[Start DATASET CONTENT]

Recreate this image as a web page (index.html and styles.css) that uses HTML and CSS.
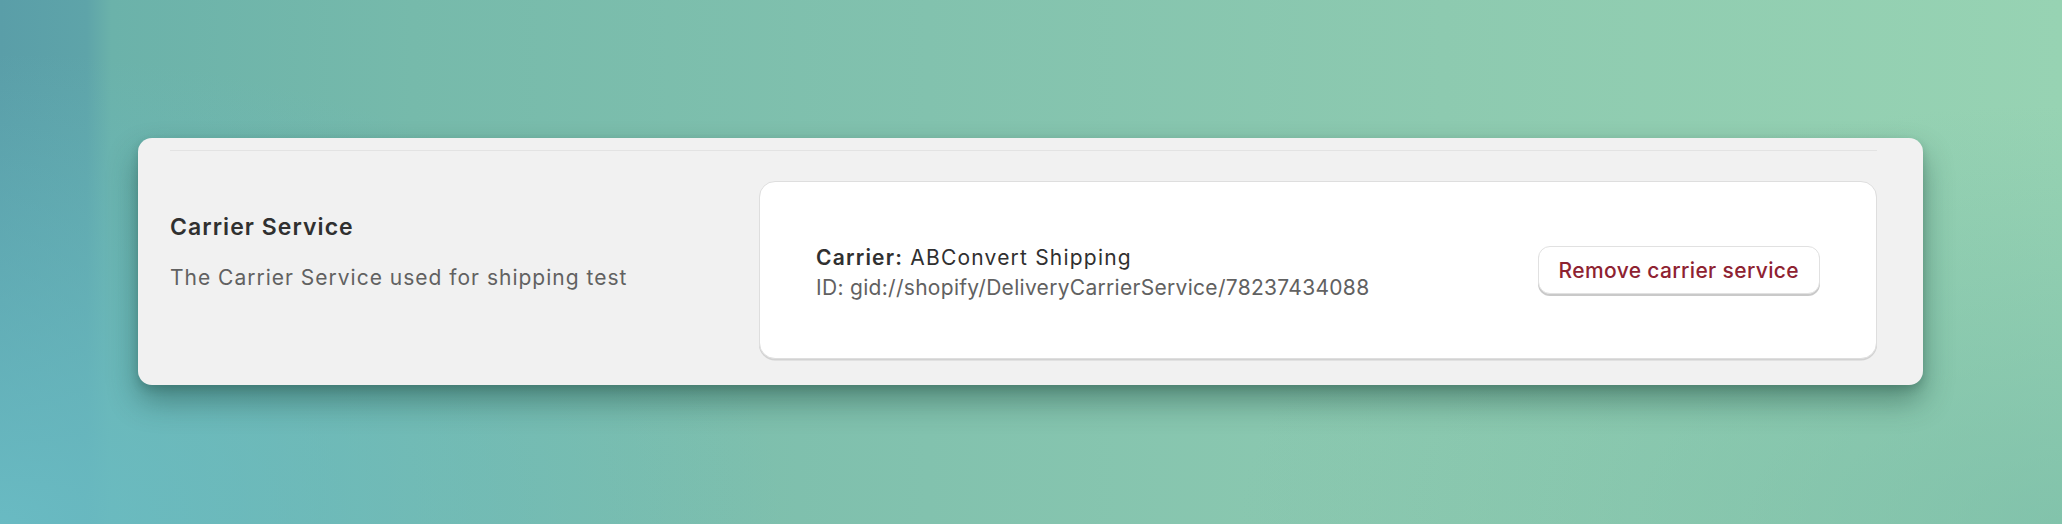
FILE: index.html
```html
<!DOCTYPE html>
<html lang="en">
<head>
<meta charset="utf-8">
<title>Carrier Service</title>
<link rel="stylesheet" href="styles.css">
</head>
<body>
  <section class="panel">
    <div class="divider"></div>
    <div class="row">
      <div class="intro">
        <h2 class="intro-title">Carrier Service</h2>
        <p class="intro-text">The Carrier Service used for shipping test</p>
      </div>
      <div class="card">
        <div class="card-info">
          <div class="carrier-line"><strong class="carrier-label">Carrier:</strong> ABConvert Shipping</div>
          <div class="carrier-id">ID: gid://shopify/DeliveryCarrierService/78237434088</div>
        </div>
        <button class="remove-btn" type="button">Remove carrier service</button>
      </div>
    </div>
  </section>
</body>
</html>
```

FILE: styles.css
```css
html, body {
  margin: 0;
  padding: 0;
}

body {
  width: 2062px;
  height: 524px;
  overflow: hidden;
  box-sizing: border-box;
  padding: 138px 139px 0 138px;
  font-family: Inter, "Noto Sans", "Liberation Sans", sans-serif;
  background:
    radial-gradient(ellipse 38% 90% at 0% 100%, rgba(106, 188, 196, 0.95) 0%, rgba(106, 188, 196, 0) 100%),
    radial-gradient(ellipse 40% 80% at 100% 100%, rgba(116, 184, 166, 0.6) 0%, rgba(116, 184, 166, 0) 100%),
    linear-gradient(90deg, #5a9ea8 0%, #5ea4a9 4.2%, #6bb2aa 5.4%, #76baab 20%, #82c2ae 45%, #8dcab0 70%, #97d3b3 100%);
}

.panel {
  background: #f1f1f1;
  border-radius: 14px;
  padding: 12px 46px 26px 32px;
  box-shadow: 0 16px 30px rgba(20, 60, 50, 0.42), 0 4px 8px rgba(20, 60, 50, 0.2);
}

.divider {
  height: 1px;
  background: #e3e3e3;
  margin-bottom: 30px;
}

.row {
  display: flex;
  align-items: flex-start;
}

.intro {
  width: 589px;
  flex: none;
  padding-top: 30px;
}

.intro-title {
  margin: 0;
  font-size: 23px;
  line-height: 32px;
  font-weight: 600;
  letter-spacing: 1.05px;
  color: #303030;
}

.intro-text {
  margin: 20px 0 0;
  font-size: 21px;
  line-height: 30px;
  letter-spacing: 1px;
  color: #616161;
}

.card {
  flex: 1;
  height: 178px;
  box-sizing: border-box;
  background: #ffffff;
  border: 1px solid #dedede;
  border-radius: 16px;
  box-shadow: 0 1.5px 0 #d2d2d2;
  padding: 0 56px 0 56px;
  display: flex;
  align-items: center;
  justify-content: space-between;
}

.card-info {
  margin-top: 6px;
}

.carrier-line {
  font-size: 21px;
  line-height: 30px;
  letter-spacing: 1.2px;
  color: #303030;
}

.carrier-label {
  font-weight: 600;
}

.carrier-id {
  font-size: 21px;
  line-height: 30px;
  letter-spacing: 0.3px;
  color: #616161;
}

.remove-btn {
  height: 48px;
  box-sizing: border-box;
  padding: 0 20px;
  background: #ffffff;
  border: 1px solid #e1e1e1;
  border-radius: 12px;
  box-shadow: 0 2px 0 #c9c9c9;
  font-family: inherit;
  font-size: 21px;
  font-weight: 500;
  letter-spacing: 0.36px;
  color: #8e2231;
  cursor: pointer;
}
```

[End DATASET CONTENT]

§ **WHAT TO PRODUCE**
Your copy of the data should match it exactly, except that pictures are left out.

§ **ANSWER TO THIS TASK**
Recreate this image as a web page (index.html and styles.css) that uses HTML and CSS.
FILE: index.html
```html
<!DOCTYPE html>
<html lang="en">
<head>
<meta charset="utf-8">
<title>Carrier Service</title>
<link rel="stylesheet" href="styles.css">
</head>
<body>
  <section class="panel">
    <div class="divider"></div>
    <div class="row">
      <div class="intro">
        <h2 class="intro-title">Carrier Service</h2>
        <p class="intro-text">The Carrier Service used for shipping test</p>
      </div>
      <div class="card">
        <div class="card-info">
          <div class="carrier-line"><strong class="carrier-label">Carrier:</strong> ABConvert Shipping</div>
          <div class="carrier-id">ID: gid://shopify/DeliveryCarrierService/78237434088</div>
        </div>
        <button class="remove-btn" type="button">Remove carrier service</button>
      </div>
    </div>
  </section>
</body>
</html>
```

FILE: styles.css
```css
html, body {
  margin: 0;
  padding: 0;
}

body {
  width: 2062px;
  height: 524px;
  overflow: hidden;
  box-sizing: border-box;
  padding: 138px 139px 0 138px;
  font-family: Inter, "Noto Sans", "Liberation Sans", sans-serif;
  background:
    radial-gradient(ellipse 38% 90% at 0% 100%, rgba(106, 188, 196, 0.95) 0%, rgba(106, 188, 196, 0) 100%),
    radial-gradient(ellipse 40% 80% at 100% 100%, rgba(116, 184, 166, 0.6) 0%, rgba(116, 184, 166, 0) 100%),
    linear-gradient(90deg, #5a9ea8 0%, #5ea4a9 4.2%, #6bb2aa 5.4%, #76baab 20%, #82c2ae 45%, #8dcab0 70%, #97d3b3 100%);
}

.panel {
  background: #f1f1f1;
  border-radius: 14px;
  padding: 12px 46px 26px 32px;
  box-shadow: 0 16px 30px rgba(20, 60, 50, 0.42), 0 4px 8px rgba(20, 60, 50, 0.2);
}

.divider {
  height: 1px;
  background: #e3e3e3;
  margin-bottom: 30px;
}

.row {
  display: flex;
  align-items: flex-start;
}

.intro {
  width: 589px;
  flex: none;
  padding-top: 30px;
}

.intro-title {
  margin: 0;
  font-size: 23px;
  line-height: 32px;
  font-weight: 600;
  letter-spacing: 1.05px;
  color: #303030;
}

.intro-text {
  margin: 20px 0 0;
  font-size: 21px;
  line-height: 30px;
  letter-spacing: 1px;
  color: #616161;
}

.card {
  flex: 1;
  height: 178px;
  box-sizing: border-box;
  background: #ffffff;
  border: 1px solid #dedede;
  border-radius: 16px;
  box-shadow: 0 1.5px 0 #d2d2d2;
  padding: 0 56px 0 56px;
  display: flex;
  align-items: center;
  justify-content: space-between;
}

.card-info {
  margin-top: 6px;
}

.carrier-line {
  font-size: 21px;
  line-height: 30px;
  letter-spacing: 1.2px;
  color: #303030;
}

.carrier-label {
  font-weight: 600;
}

.carrier-id {
  font-size: 21px;
  line-height: 30px;
  letter-spacing: 0.3px;
  color: #616161;
}

.remove-btn {
  height: 48px;
  box-sizing: border-box;
  padding: 0 20px;
  background: #ffffff;
  border: 1px solid #e1e1e1;
  border-radius: 12px;
  box-shadow: 0 2px 0 #c9c9c9;
  font-family: inherit;
  font-size: 21px;
  font-weight: 500;
  letter-spacing: 0.36px;
  color: #8e2231;
  cursor: pointer;
}
```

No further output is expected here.